Pascaline Dupas of MIT evaluates a "labeled cash transfer" (LCT) program designed by Morocco's Ministry of Education. The data comes from a large randomized experiment across over 600 poor rural communities, comparing an unconditional cash transfer to fathers with variants that added conditionality or targeted mothers. The study measured impacts on school participation and parental beliefs about education.
Use Cases
- Evaluate the impact of unconditional vs. conditional cash transfers on school participation based on the experimental design.
- Compare the effects of targeting transfers to fathers versus mothers on educational outcomes.
- Analyze how a program's labeling as "education support" influences parental investment beliefs.
- Study the cost-effectiveness of different social program designs in a rural development context.
Strengths
- Data is from a large-scale randomized controlled trial, a strong design for causal inference.
- Experiment was conducted over 600 communities, suggesting a substantial sample size.
- Compares four distinct program variants (LCT, conditional, mother-targeted, both) within the same study.
Limitations
- Column-level documentation is absent; field semantics must be inferred after download.

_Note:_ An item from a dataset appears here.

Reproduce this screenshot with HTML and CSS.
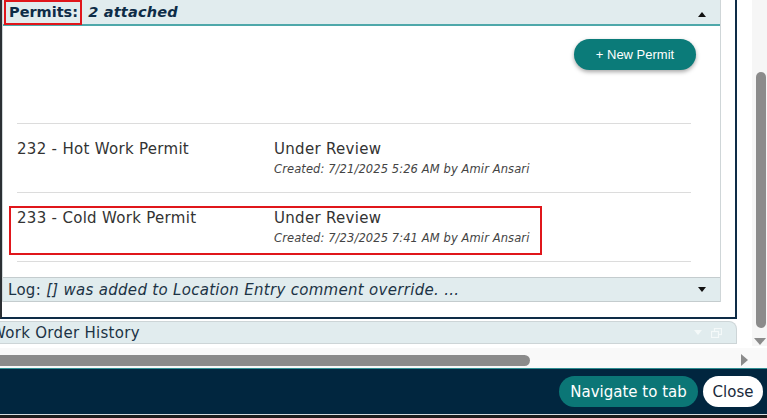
FILE: index.html
```html
<!DOCTYPE html>
<html lang="en">
<head>
    <meta charset="UTF-8">
    <meta name="viewport" content="width=device-width, initial-scale=1.0">
    <title>Permits</title>
    <link rel="stylesheet" href="styles.css">
</head>
<body>
    <div id="screen">
        <div class="scroller">
            <div class="main">
                <div class="panel">
                    <div class="section">
                        <div class="section-head">
                            <span class="head-title"><span class="mark">Permits:</span> <em>2 attached</em></span>
                            <span class="caret caret-up"></span>
                        </div>
                        <div class="section-body">
                            <div class="actions">
                                <button class="btn-new">+ New Permit</button>
                            </div>
                            <ul class="permit-list">
                                <li class="permit-row">
                                    <div class="permit-main">
                                        <div class="permit-name">232 - Hot Work Permit</div>
                                        <div class="permit-status">
                                            <div class="status">Under Review</div>
                                            <div class="created">Created: 7/21/2025 5:26 AM by Amir Ansari</div>
                                        </div>
                                    </div>
                                </li>
                                <li class="permit-row">
                                    <div class="permit-main selected">
                                        <div class="permit-name">233 - Cold Work Permit</div>
                                        <div class="permit-status">
                                            <div class="status">Under Review</div>
                                            <div class="created">Created: 7/23/2025 7:41 AM by Amir Ansari</div>
                                        </div>
                                    </div>
                                </li>
                            </ul>
                        </div>
                        <div class="log-bar">
                            <span class="log-text">Log: <em>[] was added to Location Entry comment override. ...</em></span>
                            <span class="caret caret-down"></span>
                        </div>
                    </div>
                </div>
                <div class="history-bar">
                    <span class="history-title">Work Order History</span>
                    <span class="history-icons">
                        <span class="caret caret-down light"></span>
                        <svg width="11" height="10" viewBox="0 0 11 10">
                            <rect x="3.5" y="0.5" width="7" height="6" fill="none" stroke="#f4f9f9" stroke-width="1.2"/>
                            <rect x="0.5" y="3.5" width="7" height="6" fill="#e1ecee" stroke="#f4f9f9" stroke-width="1.2"/>
                        </svg>
                    </span>
                </div>
            </div>
            <div class="vscroll">
                <div class="vthumb"></div>
                <div class="varrow"></div>
            </div>
        </div>
        <div class="hscroll">
            <div class="hthumb"></div>
            <div class="harrow"></div>
        </div>
        <div class="footer">
            <button class="btn-nav">Navigate to tab</button>
            <button class="btn-close">Close</button>
        </div>
        <div class="edge"></div>
    </div>
</body>
</html>
```

FILE: styles.css
```css
*{
    box-sizing: border-box;
}
body{
    margin: 0;
    font-family: "DejaVu Sans", Verdana, sans-serif;
    background-color: #ffffff;
}
#screen{
    width: 767px;
    height: 418px;
    overflow: hidden;
}
.scroller{
    height: 348px;
    display: flex;
}
.main{
    width: 752px;
    overflow: hidden;
}

/* permits panel */
.panel{
    width: 737px;
    height: 319px;
    border-left: 2px solid #2b2f33;
    border-right: 2px solid #0e2c47;
    border-bottom: 2px solid #0e2c47;
    padding-right: 14px;
}
.section{
    border-left: 1px solid #cfd6d8;
    border-right: 1px solid #cfd6d8;
}
.section-head{
    height: 26px;
    display: flex;
    justify-content: space-between;
    align-items: flex-start;
    padding-left: 1px;
    padding-right: 14px;
    background-color: #e1ecee;
    border-bottom: 2px solid #4ea8aa;
    color: #0e2c47;
    font-size: 14.5px;
    font-weight: bold;
}
.head-title{
    line-height: 21px;
}
.mark{
    display: inline-block;
    border: 2px solid #e0161b;
    padding: 0 2px 0 3px;
    height: 25px;
}
.head-title em{
    margin-left: 1px;
    letter-spacing: 0.2px;
}
.caret{
    width: 0;
    height: 0;
    border-left: 4px solid transparent;
    border-right: 4px solid transparent;
}
.caret-up{
    margin-top: 12px;
    border-bottom: 5px solid #111111;
}
.caret-down{
    border-top: 5px solid #111111;
}
.caret-down.light{
    border-top-color: #f4f9f9;
}

.section-body{
    padding-top: 13px;
    padding-bottom: 15px;
}
.actions{
    display: flex;
    justify-content: flex-end;
    padding-right: 24px;
}
.btn-new{
    height: 31px;
    width: 122px;
    border: none;
    border-radius: 16px;
    background-color: #0b7b79;
    color: #ffffff;
    font-family: "Liberation Sans", Arial, sans-serif;
    font-size: 13px;
    box-shadow: 0 2px 4px rgba(0,0,0,0.35);
}
.permit-list{
    list-style: none;
    margin: 53px 29px 0 14px;
    padding: 0;
    border-top: 1px solid #dcdcdc;
}
.permit-row{
    padding: 13px 0 6px 0;
    border-bottom: 1px solid #dcdcdc;
}
.permit-main{
    display: inline-flex;
    margin-left: -8px;
    border: 2px solid transparent;
    padding: 0 11px 7px 6px;
    color: #333333;
}
.permit-main.selected{
    border-color: #e0161b;
}
.permit-name{
    width: 257px;
    font-size: 15px;
    line-height: 20px;
    letter-spacing: 0.3px;
}
.permit-status{
    width: 255px;
}
.status{
    font-size: 15px;
    line-height: 20px;
    letter-spacing: 0.3px;
    margin-bottom: 2px;
}
.created{
    font-size: 11.5px;
    line-height: 16px;
    letter-spacing: 0.1px;
    font-style: italic;
    color: #444444;
    white-space: nowrap;
}

.log-bar{
    height: 25px;
    display: flex;
    justify-content: space-between;
    align-items: center;
    padding-left: 5px;
    padding-right: 14px;
    background-color: #e1ecee;
    border-top: 1px solid #c4ccce;
    border-bottom: 1px solid #c4ccce;
    color: #1c3345;
    font-size: 15px;
    letter-spacing: 0.3px;
}

/* collapsed history section */
.history-bar{
    width: 737px;
    height: 23px;
    margin-top: 2px;
    display: flex;
    justify-content: space-between;
    align-items: center;
    background-color: #e1ecee;
    border: 1px solid #cdd5d7;
    border-left: none;
    border-top-right-radius: 8px;
    padding-right: 14px;
    overflow: hidden;
}
.history-title{
    font-size: 15px;
    letter-spacing: 0.3px;
    color: #1c3345;
    margin-left: -9px;
    white-space: nowrap;
}
.history-icons{
    display: flex;
    align-items: center;
    gap: 9px;
}

/* scrollbars */
.vscroll{
    width: 15px;
    height: 346px;
    background-color: #f6f6f6;
    padding-top: 72px;
}
.vthumb{
    width: 10px;
    height: 256px;
    margin-left: 4px;
    border-radius: 5px;
    background-color: #8b8b8b;
}
.varrow{
    width: 0;
    height: 0;
    margin: 10px 0 0 2px;
    border-left: 6px solid transparent;
    border-right: 6px solid transparent;
    border-top: 7px solid #8b8b8b;
}
.hscroll{
    height: 20px;
    display: flex;
    align-items: center;
    justify-content: space-between;
    padding-top: 4px;
    padding-right: 19px;
    background-color: #f9f9f9;
}
.hthumb{
    width: 530px;
    height: 11px;
    border-radius: 0 6px 6px 0;
    background-color: #8b8b8b;
}
.harrow{
    width: 0;
    height: 0;
    border-top: 6px solid transparent;
    border-bottom: 6px solid transparent;
    border-left: 7px solid #8b8b8b;
}

/* bottom bar */
.footer{
    height: 47px;
    display: flex;
    justify-content: flex-end;
    align-items: center;
    gap: 5px;
    padding-right: 4px;
    background-color: #01263f;
    border-top: 1px solid #2f8d92;
    border-bottom: 1px solid #d5dcdf;
}
.footer button{
    height: 31px;
    border: none;
    border-radius: 16px;
    font-family: "DejaVu Sans", Verdana, sans-serif;
    font-size: 15px;
}
.btn-nav{
    width: 139px;
    background-color: #0b7676;
    color: #ffffff;
}
.btn-close{
    width: 60px;
    padding: 0;
    background-color: #ffffff;
    color: #1a2a3a;
}
.edge{
    height: 3px;
    background-color: #1c1c1c;
}
```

- Row count is unknown, which may limit suitability assessment.
- Data may reflect geographic bias inherent to the study's focus on poor rural communities in Morocco.
Provenance
- Source
- Massachusetts Institute of Technology (Author: Pascaline Dupas)
- Collection Method
- Randomized experiment designed and implemented by Morocco's Ministry of Education.
- Geography
- Poor rural communities in Morocco.